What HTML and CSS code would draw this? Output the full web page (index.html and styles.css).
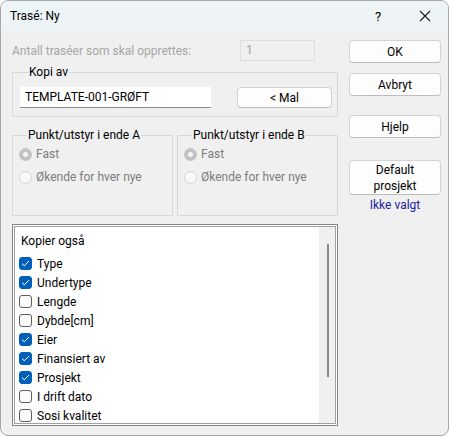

--

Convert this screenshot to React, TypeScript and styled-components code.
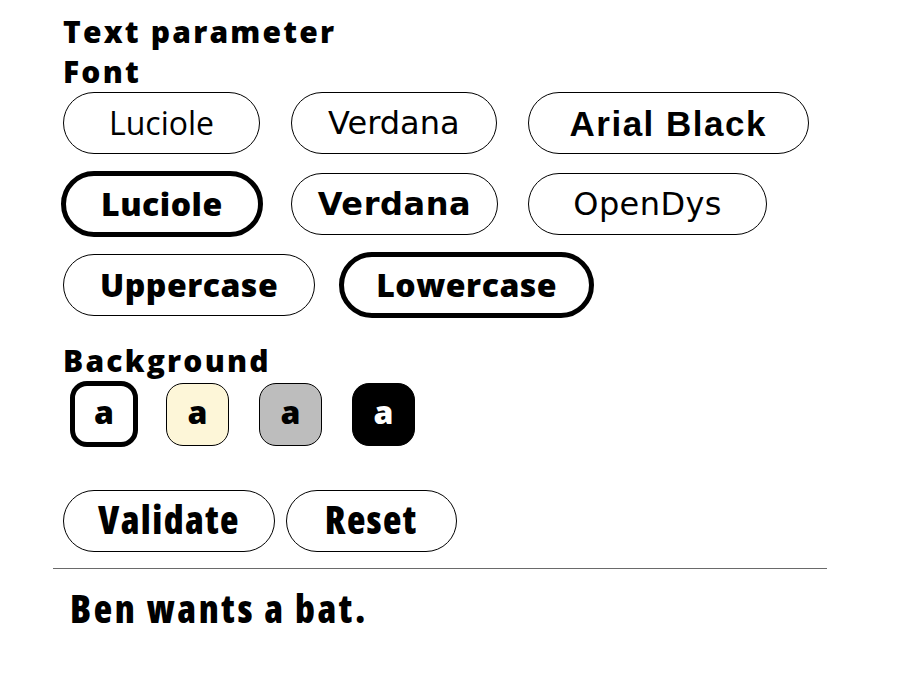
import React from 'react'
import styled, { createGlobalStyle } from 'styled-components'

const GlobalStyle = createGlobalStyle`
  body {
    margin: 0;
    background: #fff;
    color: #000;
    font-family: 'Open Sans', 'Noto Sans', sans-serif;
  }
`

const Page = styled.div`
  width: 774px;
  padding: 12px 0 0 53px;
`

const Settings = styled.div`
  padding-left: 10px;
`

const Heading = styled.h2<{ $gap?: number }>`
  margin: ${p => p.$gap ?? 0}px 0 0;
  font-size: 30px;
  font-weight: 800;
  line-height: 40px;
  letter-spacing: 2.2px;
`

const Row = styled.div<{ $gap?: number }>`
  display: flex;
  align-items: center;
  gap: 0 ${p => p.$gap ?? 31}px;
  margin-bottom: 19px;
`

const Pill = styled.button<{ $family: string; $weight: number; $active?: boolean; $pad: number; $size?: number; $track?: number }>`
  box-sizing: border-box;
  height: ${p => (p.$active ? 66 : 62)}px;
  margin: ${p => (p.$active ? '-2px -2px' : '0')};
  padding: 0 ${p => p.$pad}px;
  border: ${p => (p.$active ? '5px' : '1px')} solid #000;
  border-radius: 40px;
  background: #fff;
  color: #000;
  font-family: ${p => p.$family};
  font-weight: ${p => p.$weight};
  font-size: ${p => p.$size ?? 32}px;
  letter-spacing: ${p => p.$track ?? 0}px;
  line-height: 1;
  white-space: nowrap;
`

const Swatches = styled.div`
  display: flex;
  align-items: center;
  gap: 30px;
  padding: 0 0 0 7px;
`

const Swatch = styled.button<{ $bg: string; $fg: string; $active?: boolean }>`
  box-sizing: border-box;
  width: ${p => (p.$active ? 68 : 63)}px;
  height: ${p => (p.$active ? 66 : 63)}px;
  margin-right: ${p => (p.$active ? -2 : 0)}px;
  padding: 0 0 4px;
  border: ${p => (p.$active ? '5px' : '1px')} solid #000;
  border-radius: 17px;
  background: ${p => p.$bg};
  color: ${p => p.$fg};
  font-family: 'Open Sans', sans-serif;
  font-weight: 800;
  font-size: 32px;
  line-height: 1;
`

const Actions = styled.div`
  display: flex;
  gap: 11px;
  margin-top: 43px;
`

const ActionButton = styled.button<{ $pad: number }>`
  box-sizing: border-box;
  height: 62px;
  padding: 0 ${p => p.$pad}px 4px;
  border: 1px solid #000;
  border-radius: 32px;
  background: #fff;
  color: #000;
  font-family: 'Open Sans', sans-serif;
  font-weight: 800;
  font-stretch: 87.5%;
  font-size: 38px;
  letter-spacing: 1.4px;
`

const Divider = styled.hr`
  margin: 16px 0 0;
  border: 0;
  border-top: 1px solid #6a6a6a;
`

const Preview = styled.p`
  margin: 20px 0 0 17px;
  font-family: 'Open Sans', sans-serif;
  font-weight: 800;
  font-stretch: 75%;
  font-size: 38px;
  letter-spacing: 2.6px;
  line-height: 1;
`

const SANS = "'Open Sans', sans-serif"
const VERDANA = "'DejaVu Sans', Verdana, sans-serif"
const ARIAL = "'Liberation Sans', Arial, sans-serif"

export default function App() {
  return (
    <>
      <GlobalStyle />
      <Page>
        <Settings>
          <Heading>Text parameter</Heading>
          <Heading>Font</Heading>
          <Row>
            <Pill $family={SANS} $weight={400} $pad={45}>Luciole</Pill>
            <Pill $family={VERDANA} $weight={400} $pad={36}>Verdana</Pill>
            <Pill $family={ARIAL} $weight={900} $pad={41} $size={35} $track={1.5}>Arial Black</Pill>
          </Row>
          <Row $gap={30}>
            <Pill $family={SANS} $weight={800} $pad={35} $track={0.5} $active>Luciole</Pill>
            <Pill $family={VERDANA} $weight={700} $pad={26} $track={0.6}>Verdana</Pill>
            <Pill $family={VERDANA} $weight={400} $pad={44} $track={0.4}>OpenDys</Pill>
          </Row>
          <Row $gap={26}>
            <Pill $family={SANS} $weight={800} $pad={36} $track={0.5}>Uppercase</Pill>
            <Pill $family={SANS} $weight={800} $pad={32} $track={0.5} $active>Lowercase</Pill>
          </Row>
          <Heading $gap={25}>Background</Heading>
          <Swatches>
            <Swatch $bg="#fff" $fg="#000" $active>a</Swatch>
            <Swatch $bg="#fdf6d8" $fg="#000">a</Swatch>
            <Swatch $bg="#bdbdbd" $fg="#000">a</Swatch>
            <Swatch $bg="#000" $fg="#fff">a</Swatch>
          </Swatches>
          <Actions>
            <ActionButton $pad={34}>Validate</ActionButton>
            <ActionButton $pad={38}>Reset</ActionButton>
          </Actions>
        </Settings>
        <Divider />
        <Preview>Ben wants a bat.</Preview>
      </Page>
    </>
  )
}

• _What this task involves_: Report how many lines in the listing above include the word "React". Give nothing but the number.

• _The reply_: 2